#### Data block
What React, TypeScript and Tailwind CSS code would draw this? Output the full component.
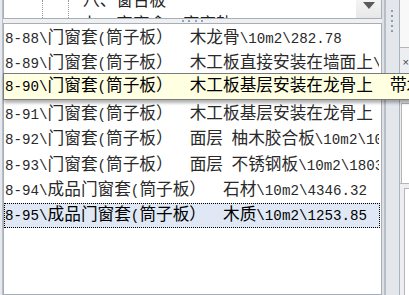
import React from 'react';

// Latin runs are drawn in a mono face at half the CJK advance, like SimSun
function Txt({ s }: { s: string }) {
  const parts = s.match(/[\x00-\x7f]+|[^\x00-\x7f]+/g) ?? [];
  return (
    <span className="leading-[17px] whitespace-pre">
      {parts.map((p, i) =>
        /^[\x00-\x7f]/.test(p) ? (
          <span key={i} className="font-['Liberation_Mono',monospace] text-[14.2px]">
            {p}
          </span>
        ) : (
          <span key={i} className="font-['Noto_Sans_CJK_SC',sans-serif] text-[16.67px]">
            {p}
          </span>
        )
      )}
    </span>
  );
}

const rows = [
  '8-88\\门窗套(筒子板）  木龙骨\\10m2\\282.78',
  '8-89\\门窗套(筒子板）  木工板直接安装在墙面上\\10m2\\1895.20',
  '8-90\\门窗套(筒子板）  木工板基层安装在龙骨上  带木线条\\10m2\\2213.40',
  '8-91\\门窗套(筒子板）  木工板基层安装在龙骨上  不带木线条\\10m2\\1984.06',
  '8-92\\门窗套(筒子板）  面层 柚木胶合板\\10m2\\1005.54',
  '8-93\\门窗套(筒子板）  面层 不锈钢板\\10m2\\1803.47',
  '8-94\\成品门窗套(筒子板）  石材\\10m2\\4346.32',
  '8-95\\成品门窗套(筒子板）  木质\\10m2\\1253.85',
];

const selected = 7;

export default function App() {
  return (
    <div className="relative w-[409px] h-[295px] overflow-hidden flex bg-[#e6e9ee] text-[#2a2a2a]">
      {/* left frame edge */}
      <div className="w-[3px] flex">
        <div className="w-[2px] bg-[#e6e9ee]" />
        <div className="w-[1px] bg-[#b8bec6]" />
      </div>

      {/* tree + list column */}
      <div className="w-[379px] flex flex-col">
        {/* tree, scrolled so only the bottom of one item shows */}
        <div className="h-[19px] flex border-x border-b border-[#a9aeb5] bg-white overflow-hidden">
          <div className="w-[38px]" />
          <div className="w-0 border-l border-dotted border-[#9a9a9a]" />
          <div className="w-[25px]" />
          <div className="w-0 border-l border-dotted border-[#9a9a9a]" />
          <div className="w-[14px]" />
          <div className="flex-1 flex flex-col mt-[-11px] font-['Noto_Sans_CJK_SC',sans-serif] text-[16.67px] leading-[21px] text-[#222]">
            <div>八、窗台板</div>
            <div className="mt-[3px]">九、窗帘盒、窗帘轨</div>
          </div>
          <div className="w-[25px] bg-gradient-to-b from-[#f4f4f4] to-[#e8e8e8] flex justify-center pt-[2px]">
            <svg width="12" height="7" viewBox="0 0 12 7">
              <path d="M0 0 H12 L6 7 Z" fill="#5a5a5a" />
            </svg>
          </div>
        </div>

        {/* horizontal splitter */}
        <div className="h-[4px] bg-[#eef0f3] flex justify-center items-center gap-[4.5px]">
          <div className="w-[2px] h-[2px] bg-[#97a3b1]" />
          <div className="w-[2px] h-[2px] bg-[#97a3b1]" />
          <div className="w-[2px] h-[2px] bg-[#97a3b1]" />
          <div className="w-[2px] h-[2px] bg-[#97a3b1]" />
        </div>

        {/* list */}
        <div className="flex-1 border border-[#a9aeb5] bg-white pt-[1px] flex flex-col">
          {rows.map((r, i) => (
            <div
              key={r}
              className={
                i === selected
                  ? 'h-[25.4px] flex items-center overflow-hidden whitespace-nowrap border border-dotted border-black bg-[#dfe8f4] text-black mr-[1px]'
                  : 'h-[25.4px] flex items-center overflow-hidden whitespace-nowrap border border-transparent mr-[1px]'
              }
            >
              <Txt s={r} />
            </div>
          ))}
        </div>
      </div>

      {/* vertical splitter */}
      <div className="w-[19px] flex">
        <div className="w-[2px] bg-[#dde1e6]" />
        <div className="w-[2px] bg-[#b8bec6]" />
        <div className="flex-1 bg-[#e3e7ec] flex flex-col items-center pt-[10px] gap-[3px]">
          <div className="w-[2px] h-[2px] bg-[#8f9cab]" />
          <div className="w-[2px] h-[2px] bg-[#8f9cab]" />
          <div className="w-[2px] h-[2px] bg-[#8f9cab]" />
          <div className="w-[2px] h-[2px] bg-[#8f9cab]" />
          <div className="w-[2px] h-[2px] bg-[#8f9cab]" />
        </div>
        <div className="w-[1px] bg-[#aab2bc]" />
      </div>

      {/* neighbouring panel, mostly off screen */}
      <div className="flex-1 flex flex-col bg-[#eceef1]">
        <div className="h-[48px] bg-[#f8f8f8] border-b border-[#b5b5b5]" />
        <div className="h-[55px] pl-[3px] pt-[6px] font-['Liberation_Sans',sans-serif] text-[11px] text-[#444]">×</div>
        <div className="h-[80px] ml-[1px] bg-white border-l border-t border-[#b5b5b5]" />
        <div className="h-[5px] border-t border-[#b5b5b5]" />
        <div className="flex-1 ml-[4px] bg-white border-l border-t border-[#b5b5b5]" />
      </div>

      {/* hover tooltip over row 8-90 */}
      <div className="absolute left-[3px] top-[73px] h-[27px] w-[430px] bg-[#ffffe1] border border-[#7a7a7a] shadow-[1px_3px_3px_rgba(0,0,0,0.3)] flex items-center pl-[1px] pb-[2px] whitespace-nowrap text-black">
        <Txt s={'8-90\\门窗套(筒子板）  木工板基层安装在龙骨上  带木线条\\10m2\\2213.40'} />
      </div>
    </div>
  );
}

#### Your task
Leave out the pictures and reproduce the rest of the listing exactly.

#### Task answer
What React, TypeScript and Tailwind CSS code would draw this? Output the full component.
import React from 'react';

// Latin runs are drawn in a mono face at half the CJK advance, like SimSun
function Txt({ s }: { s: string }) {
  const parts = s.match(/[\x00-\x7f]+|[^\x00-\x7f]+/g) ?? [];
  return (
    <span className="leading-[17px] whitespace-pre">
      {parts.map((p, i) =>
        /^[\x00-\x7f]/.test(p) ? (
          <span key={i} className="font-['Liberation_Mono',monospace] text-[14.2px]">
            {p}
          </span>
        ) : (
          <span key={i} className="font-['Noto_Sans_CJK_SC',sans-serif] text-[16.67px]">
            {p}
          </span>
        )
      )}
    </span>
  );
}

const rows = [
  '8-88\\门窗套(筒子板）  木龙骨\\10m2\\282.78',
  '8-89\\门窗套(筒子板）  木工板直接安装在墙面上\\10m2\\1895.20',
  '8-90\\门窗套(筒子板）  木工板基层安装在龙骨上  带木线条\\10m2\\2213.40',
  '8-91\\门窗套(筒子板）  木工板基层安装在龙骨上  不带木线条\\10m2\\1984.06',
  '8-92\\门窗套(筒子板）  面层 柚木胶合板\\10m2\\1005.54',
  '8-93\\门窗套(筒子板）  面层 不锈钢板\\10m2\\1803.47',
  '8-94\\成品门窗套(筒子板）  石材\\10m2\\4346.32',
  '8-95\\成品门窗套(筒子板）  木质\\10m2\\1253.85',
];

const selected = 7;

export default function App() {
  return (
    <div className="relative w-[409px] h-[295px] overflow-hidden flex bg-[#e6e9ee] text-[#2a2a2a]">
      {/* left frame edge */}
      <div className="w-[3px] flex">
        <div className="w-[2px] bg-[#e6e9ee]" />
        <div className="w-[1px] bg-[#b8bec6]" />
      </div>

      {/* tree + list column */}
      <div className="w-[379px] flex flex-col">
        {/* tree, scrolled so only the bottom of one item shows */}
        <div className="h-[19px] flex border-x border-b border-[#a9aeb5] bg-white overflow-hidden">
          <div className="w-[38px]" />
          <div className="w-0 border-l border-dotted border-[#9a9a9a]" />
          <div className="w-[25px]" />
          <div className="w-0 border-l border-dotted border-[#9a9a9a]" />
          <div className="w-[14px]" />
          <div className="flex-1 flex flex-col mt-[-11px] font-['Noto_Sans_CJK_SC',sans-serif] text-[16.67px] leading-[21px] text-[#222]">
            <div>八、窗台板</div>
            <div className="mt-[3px]">九、窗帘盒、窗帘轨</div>
          </div>
          <div className="w-[25px] bg-gradient-to-b from-[#f4f4f4] to-[#e8e8e8] flex justify-center pt-[2px]">
            <svg width="12" height="7" viewBox="0 0 12 7">
              <path d="M0 0 H12 L6 7 Z" fill="#5a5a5a" />
            </svg>
          </div>
        </div>

        {/* horizontal splitter */}
        <div className="h-[4px] bg-[#eef0f3] flex justify-center items-center gap-[4.5px]">
          <div className="w-[2px] h-[2px] bg-[#97a3b1]" />
          <div className="w-[2px] h-[2px] bg-[#97a3b1]" />
          <div className="w-[2px] h-[2px] bg-[#97a3b1]" />
          <div className="w-[2px] h-[2px] bg-[#97a3b1]" />
        </div>

        {/* list */}
        <div className="flex-1 border border-[#a9aeb5] bg-white pt-[1px] flex flex-col">
          {rows.map((r, i) => (
            <div
              key={r}
              className={
                i === selected
                  ? 'h-[25.4px] flex items-center overflow-hidden whitespace-nowrap border border-dotted border-black bg-[#dfe8f4] text-black mr-[1px]'
                  : 'h-[25.4px] flex items-center overflow-hidden whitespace-nowrap border border-transparent mr-[1px]'
              }
            >
              <Txt s={r} />
            </div>
          ))}
        </div>
      </div>

      {/* vertical splitter */}
      <div className="w-[19px] flex">
        <div className="w-[2px] bg-[#dde1e6]" />
        <div className="w-[2px] bg-[#b8bec6]" />
        <div className="flex-1 bg-[#e3e7ec] flex flex-col items-center pt-[10px] gap-[3px]">
          <div className="w-[2px] h-[2px] bg-[#8f9cab]" />
          <div className="w-[2px] h-[2px] bg-[#8f9cab]" />
          <div className="w-[2px] h-[2px] bg-[#8f9cab]" />
          <div className="w-[2px] h-[2px] bg-[#8f9cab]" />
          <div className="w-[2px] h-[2px] bg-[#8f9cab]" />
        </div>
        <div className="w-[1px] bg-[#aab2bc]" />
      </div>

      {/* neighbouring panel, mostly off screen */}
      <div className="flex-1 flex flex-col bg-[#eceef1]">
        <div className="h-[48px] bg-[#f8f8f8] border-b border-[#b5b5b5]" />
        <div className="h-[55px] pl-[3px] pt-[6px] font-['Liberation_Sans',sans-serif] text-[11px] text-[#444]">×</div>
        <div className="h-[80px] ml-[1px] bg-white border-l border-t border-[#b5b5b5]" />
        <div className="h-[5px] border-t border-[#b5b5b5]" />
        <div className="flex-1 ml-[4px] bg-white border-l border-t border-[#b5b5b5]" />
      </div>

      {/* hover tooltip over row 8-90 */}
      <div className="absolute left-[3px] top-[73px] h-[27px] w-[430px] bg-[#ffffe1] border border-[#7a7a7a] shadow-[1px_3px_3px_rgba(0,0,0,0.3)] flex items-center pl-[1px] pb-[2px] whitespace-nowrap text-black">
        <Txt s={'8-90\\门窗套(筒子板）  木工板基层安装在龙骨上  带木线条\\10m2\\2213.40'} />
      </div>
    </div>
  );
}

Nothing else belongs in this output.